Но мужество большее нужно было Петру, чем Иоанну. Меч в липнувших от Малховой крови ножнах отвязать и бросить потихоньку в тень придорожных кустов; руки и одежду осмотреть, нет ли на них уличающих пятен, — догадался ли Петр? или забыл, как все в эту ночь, кроме одного:
Господи! Почему я не могу идти за Тобой теперь? Я душу мою положу за Тебя. (Ио. 13, 37.)
Только одного хотел — быть там, где Он, чтобы «видеть конец», (Мт. 26, 58) — свой собственный, а может быть, и конец всего.
Слишком высоко взвившийся хмель, если вынуть из-под него тычинку-державу, падает и жалко по земле стелется; так и Петр: вынута из-под него держава, Господь, — и он падает.
Знал ли он это? Если и не знал, то смутно, может быть, предчувствовал, стоя у двери Гананова дома, после того как «привратник» (так в древнейших кодексах Марка вместо «привратницы»), впустив Иоанна,
Звякнул засов, приоткрылась щель в двери. Петр вошел.
Тут молодая рабыня-привратница говорит Петру, и ты не из учеников ли того Человека?
Что было делать Петру? Сообразить, что привратник не мог не знать об Иоанне, давнем и хорошем «знакомце» здешнего хозяина, что и он ученик Иисуса и не мог не догадаться, если бы даже Иоанн об этом ему не сказал, что и друг его, пришедший с ним в такую ночь по Гефсиманской дороге тотчас почти вслед за Иисусом, — тоже один из Двенадцати: если же все-таки впустил их обоих, то, верно, знал, что делает. И, сообразив это, надо было Петру ответить слишком любопытной «девчонке», : «Знает привратник, кто я такой, а ты носа не суй, куда тебя не спрашивают!» — и спокойно пройти мимо нее. Но этого Петр не сообразил, не нашелся; растерялся — испугался, может быть, не того, что схватят его, а что выгонят опять за ворота и он не увидит «конца». Мог бы помочь ему Иоанн, но, должно быть, как это часто бывает с друзьями, в самую нужную минуту пропал неизвестно куда; может быть, вошел в дом, как хороший «знакомец» хозяина.
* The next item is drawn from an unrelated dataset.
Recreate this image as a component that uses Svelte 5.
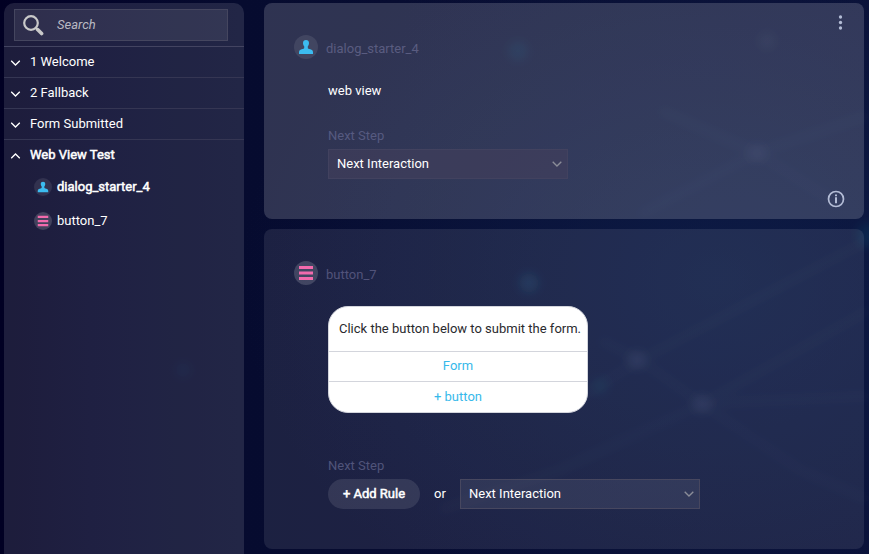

И Петр сделал глупость — сказал:
нет, я не из них. (Ио. 18, 17.)
В подлиннике еще глупее, растеряннее: «Это не я». Точно не он это сказал, а кто-то за него; может быть, хотел сказать совсем другое, но само с языка сорвалось.
Лезущий в осиное гнездо знает, что будет искусан, но отмахивается невольно от первой осы: так отмахнулся Петр от наглой девчонки и кое-как мимо нее прошмыгнул. Но она могла быть довольна: напугала-таки одного из ихней «разбойничьей шайки»; ужалила оса.
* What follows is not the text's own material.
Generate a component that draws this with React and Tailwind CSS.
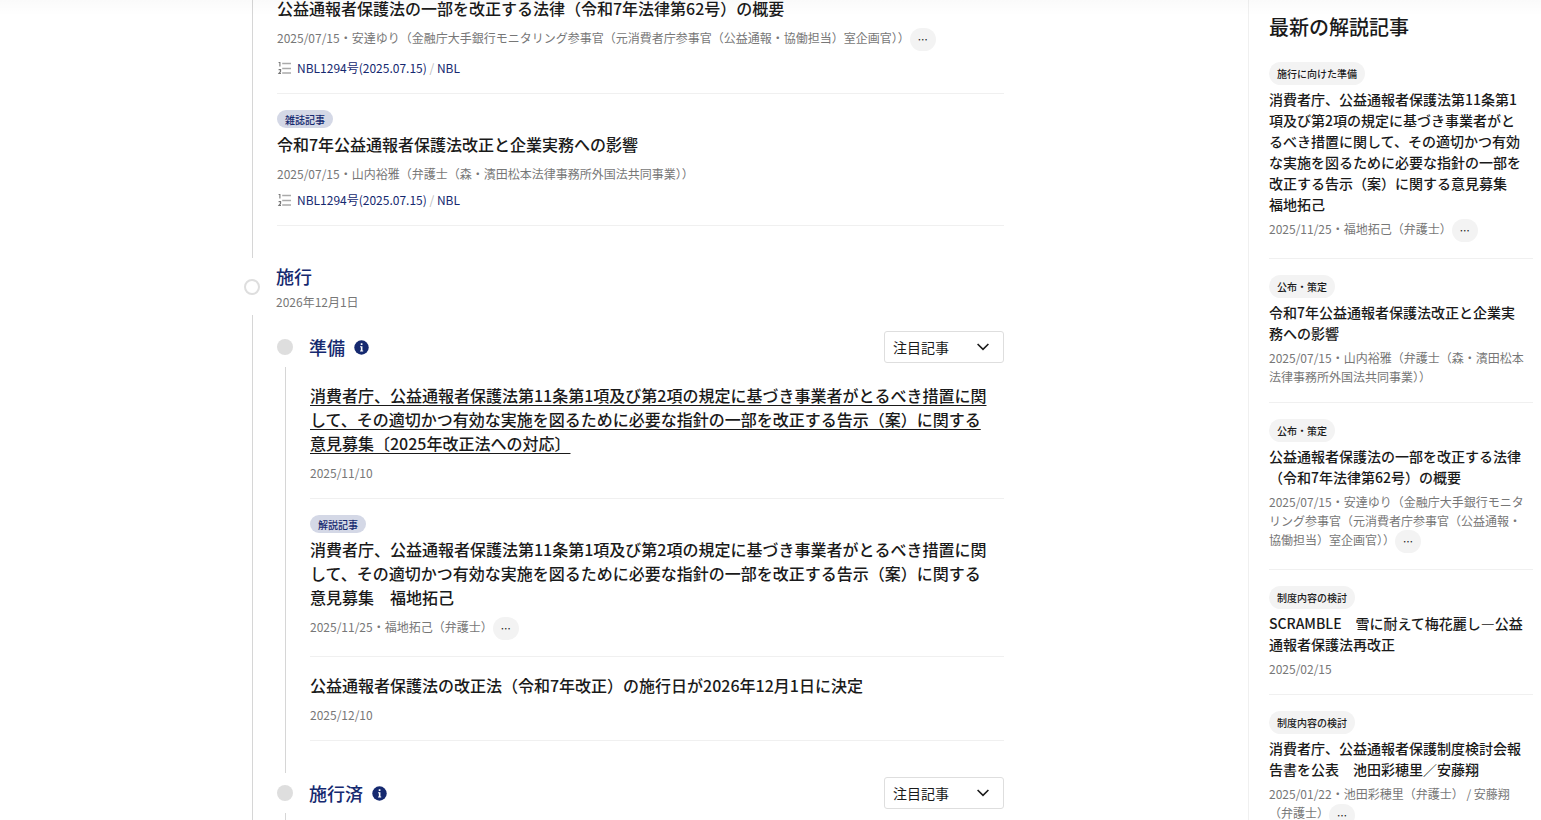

Спешно пробирающийся сквозь терние не замечает, что колючки рвут на нем одежду и царапают лицо: так Петр не заметил, что оцарапал сердце ложью. Атом лжи принял в душу, сделал малое зло ради великого блага — с Господом быть до конца, «душу свою за Него положить».
Мужественно влез Петр в осиное гнездо — в толпу Ганановой челяди — злейших врагов своих, потому что Его, — завтрашних, может быть, Его палачей и своих.
Между тем рабы и служители, разведши жар углей, потому что было холодно, стояли и грелись. Петр также, стоя с ними, грелся. (Ио. 18, 18.)
«Грелся» повторяется у двух вероятных очевидцев шесть раз: трижды — у Иоанна, трижды — у Марка — Петра: значит, запомнилось. Холодно было тому отроку бежать от воинов голому, а Петру — еще холодней. Самою холодною из всех ночей, какие были и будут, казалась ему эта. Жаром пышат в лицо красные, сквозь черную решетку жаровни, угли, а у него зуб на зуб не попадает, и кажется, уже никогда никаким огнем не согреется; точно ледяная рука сжимает сердце ему все крепче и крепче.
Был Петр на дворе, внизу, —
сказано у Марка (14, 66), как будто живым голосом Петра. Сидя «внизу», , думал, может быть, о том, что делается наверху, в верхнем жилье дома, где судьи-палачи допрашивают Господа, уличают Его, пытают, мучают, бьют — убьют. Могут ли убить? Сам сказал, что могут. Убьют — погребут, и всему конец? Вот от чего Петру холодно так, как будто вся кровь в жилах — ледяная вода.
Думает о том, что делается наверху, и слушает, что говорится внизу. Все — о Нем: «колдун», «злодей», «обманщик», «сумасшедший», «бесноватый» и еще такое, что хочется Петру, выхватив меч из ножен (давеча забыл-таки бросить его или не забыл, подумал, что пригодится), начать рубить; хочется, но не может. Страшно? Нет, пойманному и связанному волку не страшно с людьми, а тошно: так и Петру с Ганановой челядью. Взглянет исподлобья, волком, и тотчас опустит глаза. Тошно, гнусно, а если и страшно, то не за себя, а за Него и за все, — что всему конец.